OBJECTIVE
Find every line with the word "React" and give their count, nothing else.

+++

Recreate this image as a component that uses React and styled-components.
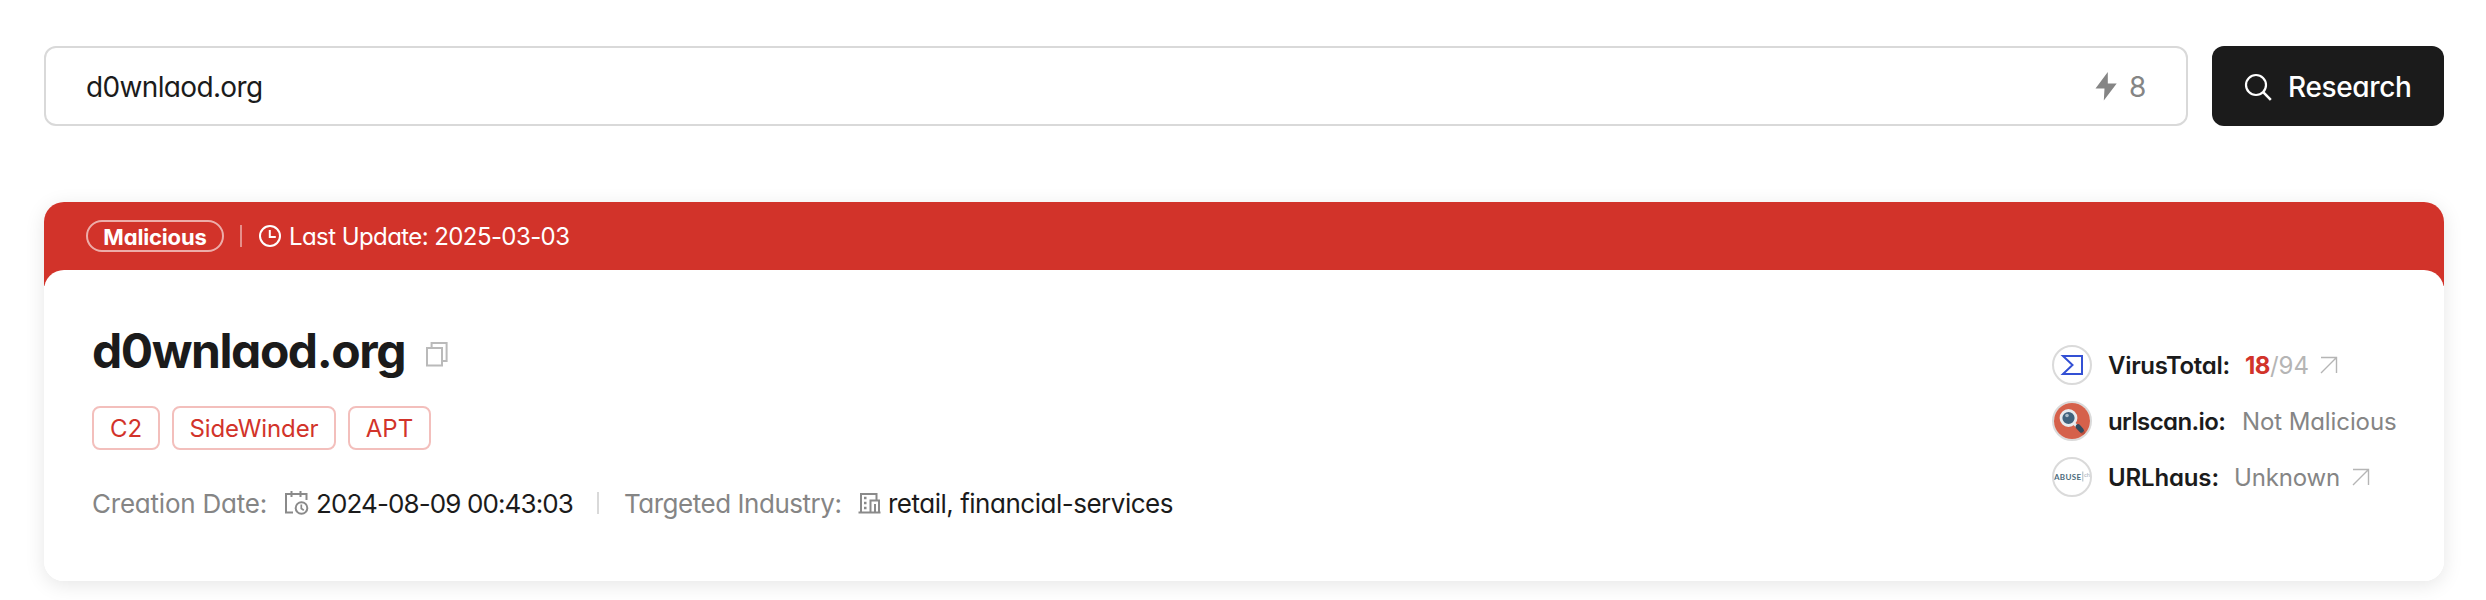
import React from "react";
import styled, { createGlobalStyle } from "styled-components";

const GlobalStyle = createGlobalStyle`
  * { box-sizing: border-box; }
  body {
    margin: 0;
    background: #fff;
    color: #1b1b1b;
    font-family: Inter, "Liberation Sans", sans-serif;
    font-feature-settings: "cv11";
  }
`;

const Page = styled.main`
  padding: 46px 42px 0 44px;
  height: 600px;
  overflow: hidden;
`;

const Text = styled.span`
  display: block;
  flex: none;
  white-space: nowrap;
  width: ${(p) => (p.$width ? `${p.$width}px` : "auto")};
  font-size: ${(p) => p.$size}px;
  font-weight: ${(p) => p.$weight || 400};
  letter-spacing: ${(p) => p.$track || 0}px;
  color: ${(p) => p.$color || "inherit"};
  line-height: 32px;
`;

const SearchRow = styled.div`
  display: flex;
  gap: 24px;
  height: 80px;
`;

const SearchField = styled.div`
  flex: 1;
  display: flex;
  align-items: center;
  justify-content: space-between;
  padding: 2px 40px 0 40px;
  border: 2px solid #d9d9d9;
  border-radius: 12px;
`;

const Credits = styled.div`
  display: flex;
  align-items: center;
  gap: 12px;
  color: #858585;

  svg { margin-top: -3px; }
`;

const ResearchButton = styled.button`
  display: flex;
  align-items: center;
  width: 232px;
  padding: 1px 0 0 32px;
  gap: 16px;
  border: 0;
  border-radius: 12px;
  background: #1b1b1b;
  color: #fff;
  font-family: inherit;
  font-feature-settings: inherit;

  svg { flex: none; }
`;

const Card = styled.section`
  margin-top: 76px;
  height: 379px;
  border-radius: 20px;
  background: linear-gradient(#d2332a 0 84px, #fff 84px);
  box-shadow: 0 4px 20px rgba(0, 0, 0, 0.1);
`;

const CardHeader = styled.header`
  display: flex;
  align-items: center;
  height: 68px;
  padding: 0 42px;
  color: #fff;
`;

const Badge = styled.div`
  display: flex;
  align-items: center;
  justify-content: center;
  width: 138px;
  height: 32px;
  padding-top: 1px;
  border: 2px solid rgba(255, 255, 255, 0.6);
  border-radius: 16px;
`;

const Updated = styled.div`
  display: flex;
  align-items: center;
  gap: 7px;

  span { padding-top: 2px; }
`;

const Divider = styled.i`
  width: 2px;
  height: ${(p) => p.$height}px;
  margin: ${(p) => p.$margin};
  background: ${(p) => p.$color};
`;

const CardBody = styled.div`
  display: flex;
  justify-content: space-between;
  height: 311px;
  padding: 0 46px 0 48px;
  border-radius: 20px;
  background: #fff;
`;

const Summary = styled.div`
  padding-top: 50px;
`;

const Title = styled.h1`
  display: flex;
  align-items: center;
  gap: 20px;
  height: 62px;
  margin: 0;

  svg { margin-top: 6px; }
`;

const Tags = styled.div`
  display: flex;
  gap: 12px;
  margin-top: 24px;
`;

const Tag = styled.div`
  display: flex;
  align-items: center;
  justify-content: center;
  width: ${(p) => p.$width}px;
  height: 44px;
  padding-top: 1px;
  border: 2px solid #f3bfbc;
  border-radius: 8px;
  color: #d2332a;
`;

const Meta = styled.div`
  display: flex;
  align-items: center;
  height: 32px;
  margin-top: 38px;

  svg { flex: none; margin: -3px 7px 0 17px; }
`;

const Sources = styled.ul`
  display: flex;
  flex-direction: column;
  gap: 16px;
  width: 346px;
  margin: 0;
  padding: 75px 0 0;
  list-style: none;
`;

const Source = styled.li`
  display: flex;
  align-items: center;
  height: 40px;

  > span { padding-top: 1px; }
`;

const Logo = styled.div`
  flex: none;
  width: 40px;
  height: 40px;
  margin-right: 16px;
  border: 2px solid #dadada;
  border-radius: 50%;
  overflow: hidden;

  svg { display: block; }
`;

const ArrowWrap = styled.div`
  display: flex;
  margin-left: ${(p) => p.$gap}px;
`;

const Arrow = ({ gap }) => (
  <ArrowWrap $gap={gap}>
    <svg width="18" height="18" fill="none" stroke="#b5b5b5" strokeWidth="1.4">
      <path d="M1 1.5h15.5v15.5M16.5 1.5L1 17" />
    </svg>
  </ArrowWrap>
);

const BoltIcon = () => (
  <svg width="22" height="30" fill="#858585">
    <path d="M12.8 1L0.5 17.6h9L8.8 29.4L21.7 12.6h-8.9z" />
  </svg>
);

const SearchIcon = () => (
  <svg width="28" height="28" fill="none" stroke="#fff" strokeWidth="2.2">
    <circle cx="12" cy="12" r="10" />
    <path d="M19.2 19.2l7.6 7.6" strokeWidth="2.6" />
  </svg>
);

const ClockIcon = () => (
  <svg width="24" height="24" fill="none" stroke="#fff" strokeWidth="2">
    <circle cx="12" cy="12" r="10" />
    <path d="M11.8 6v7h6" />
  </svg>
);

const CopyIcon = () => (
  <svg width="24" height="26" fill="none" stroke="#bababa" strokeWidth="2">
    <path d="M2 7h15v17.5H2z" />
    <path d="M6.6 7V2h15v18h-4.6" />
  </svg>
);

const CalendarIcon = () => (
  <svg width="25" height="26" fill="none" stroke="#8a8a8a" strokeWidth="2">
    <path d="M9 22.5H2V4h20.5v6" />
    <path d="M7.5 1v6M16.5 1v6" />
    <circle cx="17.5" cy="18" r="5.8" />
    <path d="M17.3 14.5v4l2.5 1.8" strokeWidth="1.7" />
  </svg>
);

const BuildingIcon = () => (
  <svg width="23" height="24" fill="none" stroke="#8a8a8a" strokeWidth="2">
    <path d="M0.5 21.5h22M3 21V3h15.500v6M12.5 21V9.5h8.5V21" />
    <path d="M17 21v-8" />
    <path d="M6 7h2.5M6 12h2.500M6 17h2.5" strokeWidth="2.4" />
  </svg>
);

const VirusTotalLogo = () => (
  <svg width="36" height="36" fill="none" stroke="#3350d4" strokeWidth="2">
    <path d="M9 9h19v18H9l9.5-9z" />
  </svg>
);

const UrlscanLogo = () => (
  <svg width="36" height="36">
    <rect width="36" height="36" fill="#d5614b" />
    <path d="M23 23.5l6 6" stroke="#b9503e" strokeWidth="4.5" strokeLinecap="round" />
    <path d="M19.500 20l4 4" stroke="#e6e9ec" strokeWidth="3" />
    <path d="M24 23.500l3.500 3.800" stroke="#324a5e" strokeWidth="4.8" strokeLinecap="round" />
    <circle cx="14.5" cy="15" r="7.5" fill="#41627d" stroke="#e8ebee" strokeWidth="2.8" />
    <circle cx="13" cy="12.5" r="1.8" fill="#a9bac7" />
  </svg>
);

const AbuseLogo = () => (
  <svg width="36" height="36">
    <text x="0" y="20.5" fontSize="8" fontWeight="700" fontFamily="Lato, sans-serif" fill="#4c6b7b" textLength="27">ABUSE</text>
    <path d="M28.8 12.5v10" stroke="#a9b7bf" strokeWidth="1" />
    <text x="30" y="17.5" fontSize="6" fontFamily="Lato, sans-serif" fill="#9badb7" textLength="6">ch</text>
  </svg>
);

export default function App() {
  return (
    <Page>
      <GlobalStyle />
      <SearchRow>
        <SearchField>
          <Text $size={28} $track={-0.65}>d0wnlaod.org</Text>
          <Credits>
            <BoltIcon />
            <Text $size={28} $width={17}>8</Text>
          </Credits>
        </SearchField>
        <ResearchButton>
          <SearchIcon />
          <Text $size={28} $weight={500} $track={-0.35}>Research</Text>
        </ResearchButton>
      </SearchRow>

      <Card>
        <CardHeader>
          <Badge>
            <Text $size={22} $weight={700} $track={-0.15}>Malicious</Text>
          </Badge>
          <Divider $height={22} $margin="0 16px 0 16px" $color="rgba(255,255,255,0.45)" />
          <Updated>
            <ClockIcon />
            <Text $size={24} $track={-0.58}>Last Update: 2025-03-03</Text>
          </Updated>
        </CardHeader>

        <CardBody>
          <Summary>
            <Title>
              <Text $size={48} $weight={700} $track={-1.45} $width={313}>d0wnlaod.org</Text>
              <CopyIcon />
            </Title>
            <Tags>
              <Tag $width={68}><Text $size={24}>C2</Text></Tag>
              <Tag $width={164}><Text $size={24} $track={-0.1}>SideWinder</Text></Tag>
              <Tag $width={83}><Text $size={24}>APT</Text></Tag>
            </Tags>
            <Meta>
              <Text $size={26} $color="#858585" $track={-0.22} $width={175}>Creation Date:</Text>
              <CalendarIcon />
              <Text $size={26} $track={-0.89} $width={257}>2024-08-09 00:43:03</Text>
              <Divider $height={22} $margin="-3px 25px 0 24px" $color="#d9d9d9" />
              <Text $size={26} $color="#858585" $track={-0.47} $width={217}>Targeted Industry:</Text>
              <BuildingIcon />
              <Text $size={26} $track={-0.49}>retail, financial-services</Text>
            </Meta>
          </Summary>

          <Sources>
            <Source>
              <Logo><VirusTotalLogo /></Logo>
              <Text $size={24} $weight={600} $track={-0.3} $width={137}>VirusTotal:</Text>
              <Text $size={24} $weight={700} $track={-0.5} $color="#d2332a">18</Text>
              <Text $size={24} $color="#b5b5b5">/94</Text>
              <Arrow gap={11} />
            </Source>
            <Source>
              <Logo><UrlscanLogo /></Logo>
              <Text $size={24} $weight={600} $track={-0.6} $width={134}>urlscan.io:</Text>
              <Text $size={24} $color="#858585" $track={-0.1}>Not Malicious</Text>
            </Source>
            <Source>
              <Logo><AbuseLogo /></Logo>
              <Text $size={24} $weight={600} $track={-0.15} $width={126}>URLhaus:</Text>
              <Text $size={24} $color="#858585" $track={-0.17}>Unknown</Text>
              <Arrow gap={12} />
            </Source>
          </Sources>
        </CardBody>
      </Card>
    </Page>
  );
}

+++

WRITTEN SOLUTION
2